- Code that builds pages
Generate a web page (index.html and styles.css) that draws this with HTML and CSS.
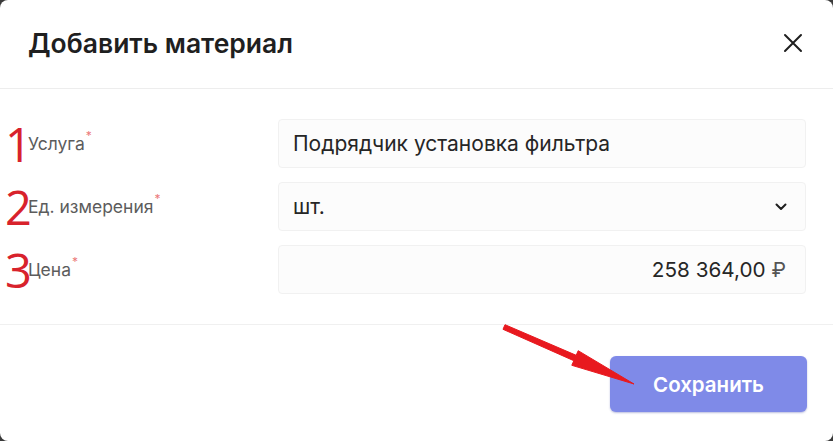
FILE: index.html
```html
<!DOCTYPE html>
<html lang="ru">
<head>
<meta charset="utf-8">
<link rel="stylesheet" href="styles.css">
</head>
<body>
<div class="modal">
  <div class="modal-header">
    <h1 class="modal-title">Добавить материал</h1>
    <button class="close-btn" aria-label="Закрыть">
      <svg width="20" height="20" viewBox="0 0 20 20"><path d="M2 2 L18 18 M18 2 L2 18" stroke="#1f1f1f" stroke-width="2" stroke-linecap="round"/></svg>
    </button>
  </div>
  <div class="modal-body">
    <div class="form-row">
      <label class="field-label">Услуга<span class="req">*</span></label>
      <div class="field-input">Подрядчик установка фильтра</div>
      <span class="anno">1</span>
    </div>
    <div class="form-row">
      <label class="field-label">Ед. измерения<span class="req">*</span></label>
      <div class="field-input select">
        <span>шт.</span>
        <svg class="chevron" width="12" height="8" viewBox="0 0 12 8"><path d="M1.5 1.5 L6 6 L10.5 1.5" fill="none" stroke="#1f1f1f" stroke-width="2" stroke-linecap="round" stroke-linejoin="round"/></svg>
      </div>
      <span class="anno">2</span>
    </div>
    <div class="form-row">
      <label class="field-label">Цена<span class="req">*</span></label>
      <div class="field-input price">258 364,00 <span class="rub">₽</span></div>
      <span class="anno">3</span>
    </div>
  </div>
  <div class="modal-footer">
    <button class="save-btn">Сохранить</button>
  </div>
  <svg class="arrow" width="833" height="441" viewBox="0 0 833 441">
    <polygon points="505,324.7 576.2,355.3 578.2,350.7 634,384 571.8,365.3 573.8,360.7 503,329.3" fill="#e8191f" stroke="#e8191f" stroke-width="1" stroke-linejoin="round"/>
  </svg>
</div>
</body>
</html>
```
FILE: styles.css
```css
* { box-sizing: border-box; }
html, body { margin: 0; padding: 0; }
body {
  background: #3a3a3a;
  font-family: Inter, "Noto Sans", "Liberation Sans", sans-serif;
  width: 833px;
  height: 441px;
  overflow: hidden;
}
.modal {
  position: relative;
  width: 833px;
  height: 441px;
  background: #fff;
  border-radius: 8px;
  display: flex;
  flex-direction: column;
}
.modal-header {
  height: 89px;
  display: flex;
  align-items: center;
  justify-content: space-between;
  padding: 0 30px 3px 28px;
  border-bottom: 1px solid #ededed;
}
.modal-title {
  margin: 0;
  font-size: 26.5px;
  font-weight: 600;
  color: #1f1f1f;
}
.close-btn {
  background: none;
  border: 0;
  padding: 0;
  width: 20px;
  height: 20px;
  display: flex;
}
.modal-body {
  padding: 30px 27px 30px 28px;
  display: flex;
  flex-direction: column;
  gap: 14px;
  border-bottom: 1px solid #f0f0f0;
}
.form-row {
  position: relative;
  display: grid;
  grid-template-columns: 250px 1fr;
  align-items: center;
}
.field-label {
  font-size: 17.5px;
  color: #5c5c5c;
  display: flex;
  align-items: flex-start;
}
.req {
  color: #ec7a7a;
  font-size: 12px;
  margin-left: 1px;
  margin-top: -5px;
}
.field-input {
  height: 49px;
  background: #fcfcfc;
  border: 1px solid #f1f1f1;
  border-radius: 4px;
  padding: 0 16px 0 14px;
  display: flex;
  align-items: center;
  font-size: 21px;
  color: #262626;
}
.field-input.select {
  justify-content: space-between;
  padding-right: 18px;
}
.field-input.price {
  justify-content: flex-end;
  gap: 6px;
  padding-right: 19px;
  font-size: 20.7px;
}
.rub { color: #555; }
.anno {
  position: absolute;
  left: -23px;
  top: 50%;
  transform: translateY(-50%);
  font-family: "Open Sans", "Liberation Sans", sans-serif;
  font-weight: 400;
  font-size: 47px;
  line-height: 1;
  color: #d8222c;
}
.modal-footer {
  flex: 1;
  display: flex;
  justify-content: flex-end;
  align-items: flex-start;
  padding: 31px 26px 0 0;
}
.save-btn {
  width: 197px;
  height: 56px;
  border: 0;
  border-radius: 6px;
  background: #7f8ae8;
  box-shadow: 0 1px 2px rgba(60, 70, 160, 0.35);
  color: #fff;
  font-family: Inter, "Noto Sans", "Liberation Sans", sans-serif;
  font-size: 20.5px;
  font-weight: 600;
}
.arrow {
  position: absolute;
  left: 0;
  top: 0;
  pointer-events: none;
}
```
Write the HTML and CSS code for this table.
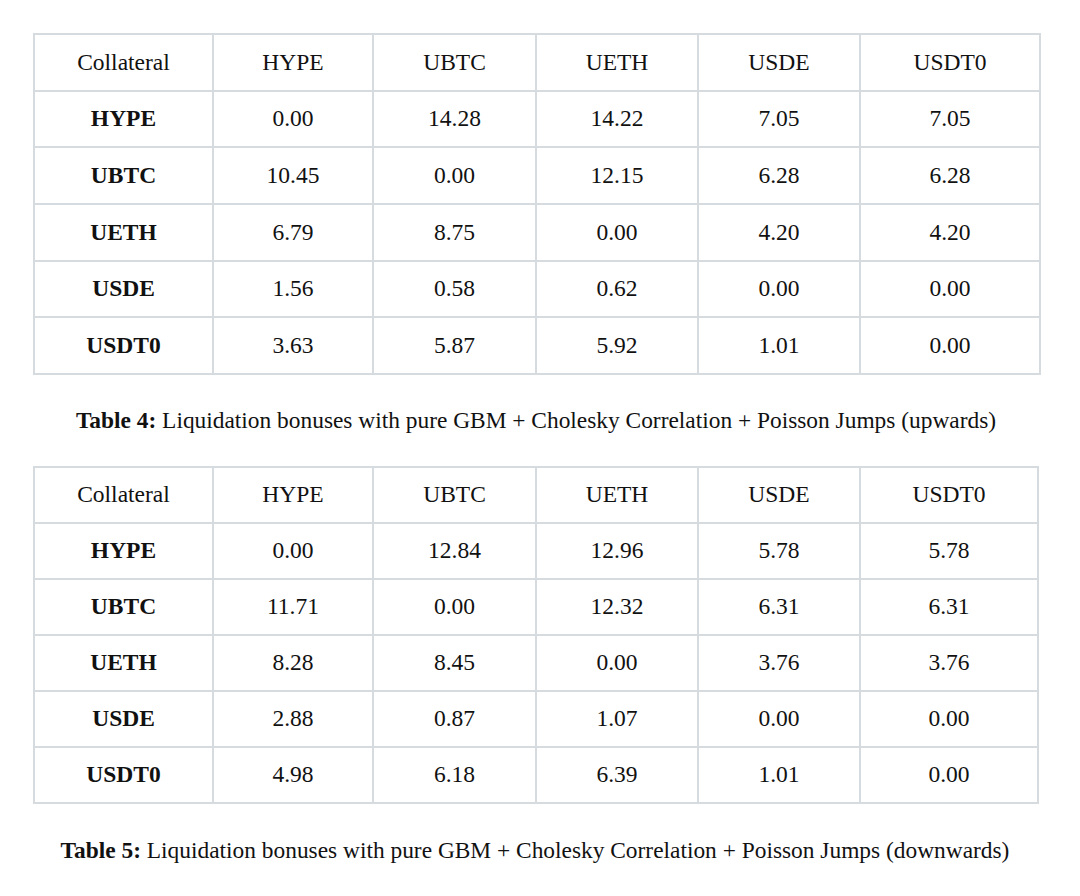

- Directive
Drop the images and repeat the data exactly.

- Exercise solution
Generate a web page (index.html and styles.css) that draws this with HTML and CSS.
FILE: index.html
```html
<!DOCTYPE html>
<html lang="ru">
<head>
<meta charset="utf-8">
<link rel="stylesheet" href="styles.css">
</head>
<body>
<div class="modal">
  <div class="modal-header">
    <h1 class="modal-title">Добавить материал</h1>
    <button class="close-btn" aria-label="Закрыть">
      <svg width="20" height="20" viewBox="0 0 20 20"><path d="M2 2 L18 18 M18 2 L2 18" stroke="#1f1f1f" stroke-width="2" stroke-linecap="round"/></svg>
    </button>
  </div>
  <div class="modal-body">
    <div class="form-row">
      <label class="field-label">Услуга<span class="req">*</span></label>
      <div class="field-input">Подрядчик установка фильтра</div>
      <span class="anno">1</span>
    </div>
    <div class="form-row">
      <label class="field-label">Ед. измерения<span class="req">*</span></label>
      <div class="field-input select">
        <span>шт.</span>
        <svg class="chevron" width="12" height="8" viewBox="0 0 12 8"><path d="M1.5 1.5 L6 6 L10.5 1.5" fill="none" stroke="#1f1f1f" stroke-width="2" stroke-linecap="round" stroke-linejoin="round"/></svg>
      </div>
      <span class="anno">2</span>
    </div>
    <div class="form-row">
      <label class="field-label">Цена<span class="req">*</span></label>
      <div class="field-input price">258 364,00 <span class="rub">₽</span></div>
      <span class="anno">3</span>
    </div>
  </div>
  <div class="modal-footer">
    <button class="save-btn">Сохранить</button>
  </div>
  <svg class="arrow" width="833" height="441" viewBox="0 0 833 441">
    <polygon points="505,324.7 576.2,355.3 578.2,350.7 634,384 571.8,365.3 573.8,360.7 503,329.3" fill="#e8191f" stroke="#e8191f" stroke-width="1" stroke-linejoin="round"/>
  </svg>
</div>
</body>
</html>
```
FILE: styles.css
```css
* { box-sizing: border-box; }
html, body { margin: 0; padding: 0; }
body {
  background: #3a3a3a;
  font-family: Inter, "Noto Sans", "Liberation Sans", sans-serif;
  width: 833px;
  height: 441px;
  overflow: hidden;
}
.modal {
  position: relative;
  width: 833px;
  height: 441px;
  background: #fff;
  border-radius: 8px;
  display: flex;
  flex-direction: column;
}
.modal-header {
  height: 89px;
  display: flex;
  align-items: center;
  justify-content: space-between;
  padding: 0 30px 3px 28px;
  border-bottom: 1px solid #ededed;
}
.modal-title {
  margin: 0;
  font-size: 26.5px;
  font-weight: 600;
  color: #1f1f1f;
}
.close-btn {
  background: none;
  border: 0;
  padding: 0;
  width: 20px;
  height: 20px;
  display: flex;
}
.modal-body {
  padding: 30px 27px 30px 28px;
  display: flex;
  flex-direction: column;
  gap: 14px;
  border-bottom: 1px solid #f0f0f0;
}
.form-row {
  position: relative;
  display: grid;
  grid-template-columns: 250px 1fr;
  align-items: center;
}
.field-label {
  font-size: 17.5px;
  color: #5c5c5c;
  display: flex;
  align-items: flex-start;
}
.req {
  color: #ec7a7a;
  font-size: 12px;
  margin-left: 1px;
  margin-top: -5px;
}
.field-input {
  height: 49px;
  background: #fcfcfc;
  border: 1px solid #f1f1f1;
  border-radius: 4px;
  padding: 0 16px 0 14px;
  display: flex;
  align-items: center;
  font-size: 21px;
  color: #262626;
}
.field-input.select {
  justify-content: space-between;
  padding-right: 18px;
}
.field-input.price {
  justify-content: flex-end;
  gap: 6px;
  padding-right: 19px;
  font-size: 20.7px;
}
.rub { color: #555; }
.anno {
  position: absolute;
  left: -23px;
  top: 50%;
  transform: translateY(-50%);
  font-family: "Open Sans", "Liberation Sans", sans-serif;
  font-weight: 400;
  font-size: 47px;
  line-height: 1;
  color: #d8222c;
}
.modal-footer {
  flex: 1;
  display: flex;
  justify-content: flex-end;
  align-items: flex-start;
  padding: 31px 26px 0 0;
}
.save-btn {
  width: 197px;
  height: 56px;
  border: 0;
  border-radius: 6px;
  background: #7f8ae8;
  box-shadow: 0 1px 2px rgba(60, 70, 160, 0.35);
  color: #fff;
  font-family: Inter, "Noto Sans", "Liberation Sans", sans-serif;
  font-size: 20.5px;
  font-weight: 600;
}
.arrow {
  position: absolute;
  left: 0;
  top: 0;
  pointer-events: none;
}
```
Write the HTML and CSS code for this table.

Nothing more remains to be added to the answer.